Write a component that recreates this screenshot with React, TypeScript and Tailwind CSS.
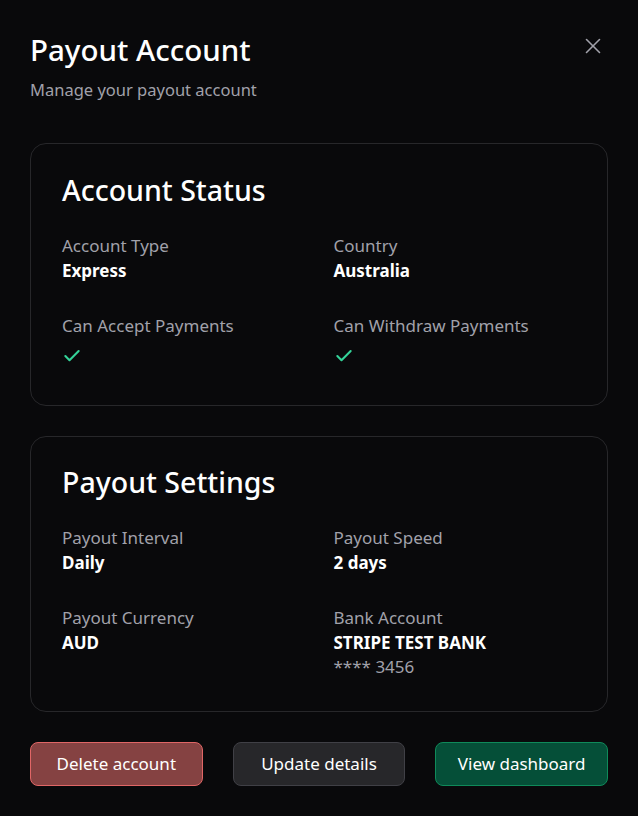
import { Check, X } from 'lucide-react';

const font = { fontFamily: '"Noto Sans", "Open Sans", sans-serif' };

function Field({ label, children }: { label: string; children: React.ReactNode }) {
  return (
    <div className="flex flex-col">
      <span className="text-[17px] leading-[25px] text-[#a1a1aa]">{label}</span>
      {children}
    </div>
  );
}

function Value({ children }: { children: React.ReactNode }) {
  return <span className="text-[17px] font-bold leading-[25px] text-white">{children}</span>;
}

function Card({ title, children, className }: { title: string; children: React.ReactNode; className: string }) {
  return (
    <section className={`rounded-2xl border border-[#27272a] bg-[#09090b] px-[31px] ${className}`}>
      <h2 className="text-[28.5px] font-medium leading-9 text-white">{title}</h2>
      <div className="mt-[25px] grid grid-cols-2 gap-x-[29px] gap-y-[30px]">{children}</div>
    </section>
  );
}

function Ok() {
  return (
    <span className="mt-[5px] flex h-[25px] items-center">
      <Check size={20} strokeWidth={2.5} className="text-[#34d399]" />
    </span>
  );
}

export default function App() {
  return (
    <div className="min-h-[816px] w-[638px] bg-[#09090b] px-[30px] pt-[32px]" style={font}>
      <header className="relative">
        <h1 className="text-[29.5px] font-medium leading-9 text-white">Payout Account</h1>
        <p className="mt-[10px] text-[16.5px] leading-6 text-[#a1a1aa]">Manage your payout account</p>
        <button className="absolute right-[2px] top-[1px] text-[#a1a1aa]" aria-label="Close">
          <X size={26} strokeWidth={1.5} />
        </button>
      </header>

      <div className="mt-[41px] flex flex-col gap-[30px]">
        <Card title="Account Status" className="pt-[28px] pb-[37px]">
          <Field label="Account Type">
            <Value>Express</Value>
          </Field>
          <Field label="Country">
            <Value>Australia</Value>
          </Field>
          <Field label="Can Accept Payments">
            <Ok />
          </Field>
          <Field label="Can Withdraw Payments">
            <Ok />
          </Field>
        </Card>

        <Card title="Payout Settings" className="pt-[27px] pb-[32px]">
          <Field label="Payout Interval">
            <Value>Daily</Value>
          </Field>
          <Field label="Payout Speed">
            <Value>2 days</Value>
          </Field>
          <Field label="Payout Currency">
            <Value>AUD</Value>
          </Field>
          <Field label="Bank Account">
            <Value>STRIPE TEST BANK</Value>
            <span className="text-[17px] leading-6 text-[#a1a1aa]">**** 3456</span>
          </Field>
        </Card>
      </div>

      <div className="mt-[30px] grid grid-cols-3 gap-[30px]">
        <button className="h-11 rounded-lg border border-[#e06666] bg-[#854242] text-[17px] text-white">
          Delete account
        </button>
        <button className="h-11 rounded-lg border border-[#404046] bg-[#27272a] text-[17px] text-white">
          Update details
        </button>
        <button className="h-11 rounded-lg border border-[#0f8a5a] bg-[#054f38] text-[17px] text-white">
          View dashboard
        </button>
      </div>
    </div>
  );
}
------------------------------------------------------------------------
Your task is to repeat the data above exactly while excluding the pictures.

Write a component that recreates this screenshot with React, TypeScript and Tailwind CSS.
import { Check, X } from 'lucide-react';

const font = { fontFamily: '"Noto Sans", "Open Sans", sans-serif' };

function Field({ label, children }: { label: string; children: React.ReactNode }) {
  return (
    <div className="flex flex-col">
      <span className="text-[17px] leading-[25px] text-[#a1a1aa]">{label}</span>
      {children}
    </div>
  );
}

function Value({ children }: { children: React.ReactNode }) {
  return <span className="text-[17px] font-bold leading-[25px] text-white">{children}</span>;
}

function Card({ title, children, className }: { title: string; children: React.ReactNode; className: string }) {
  return (
    <section className={`rounded-2xl border border-[#27272a] bg-[#09090b] px-[31px] ${className}`}>
      <h2 className="text-[28.5px] font-medium leading-9 text-white">{title}</h2>
      <div className="mt-[25px] grid grid-cols-2 gap-x-[29px] gap-y-[30px]">{children}</div>
    </section>
  );
}

function Ok() {
  return (
    <span className="mt-[5px] flex h-[25px] items-center">
      <Check size={20} strokeWidth={2.5} className="text-[#34d399]" />
    </span>
  );
}

export default function App() {
  return (
    <div className="min-h-[816px] w-[638px] bg-[#09090b] px-[30px] pt-[32px]" style={font}>
      <header className="relative">
        <h1 className="text-[29.5px] font-medium leading-9 text-white">Payout Account</h1>
        <p className="mt-[10px] text-[16.5px] leading-6 text-[#a1a1aa]">Manage your payout account</p>
        <button className="absolute right-[2px] top-[1px] text-[#a1a1aa]" aria-label="Close">
          <X size={26} strokeWidth={1.5} />
        </button>
      </header>

      <div className="mt-[41px] flex flex-col gap-[30px]">
        <Card title="Account Status" className="pt-[28px] pb-[37px]">
          <Field label="Account Type">
            <Value>Express</Value>
          </Field>
          <Field label="Country">
            <Value>Australia</Value>
          </Field>
          <Field label="Can Accept Payments">
            <Ok />
          </Field>
          <Field label="Can Withdraw Payments">
            <Ok />
          </Field>
        </Card>

        <Card title="Payout Settings" className="pt-[27px] pb-[32px]">
          <Field label="Payout Interval">
            <Value>Daily</Value>
          </Field>
          <Field label="Payout Speed">
            <Value>2 days</Value>
          </Field>
          <Field label="Payout Currency">
            <Value>AUD</Value>
          </Field>
          <Field label="Bank Account">
            <Value>STRIPE TEST BANK</Value>
            <span className="text-[17px] leading-6 text-[#a1a1aa]">**** 3456</span>
          </Field>
        </Card>
      </div>

      <div className="mt-[30px] grid grid-cols-3 gap-[30px]">
        <button className="h-11 rounded-lg border border-[#e06666] bg-[#854242] text-[17px] text-white">
          Delete account
        </button>
        <button className="h-11 rounded-lg border border-[#404046] bg-[#27272a] text-[17px] text-white">
          Update details
        </button>
        <button className="h-11 rounded-lg border border-[#0f8a5a] bg-[#054f38] text-[17px] text-white">
          View dashboard
        </button>
      </div>
    </div>
  );
}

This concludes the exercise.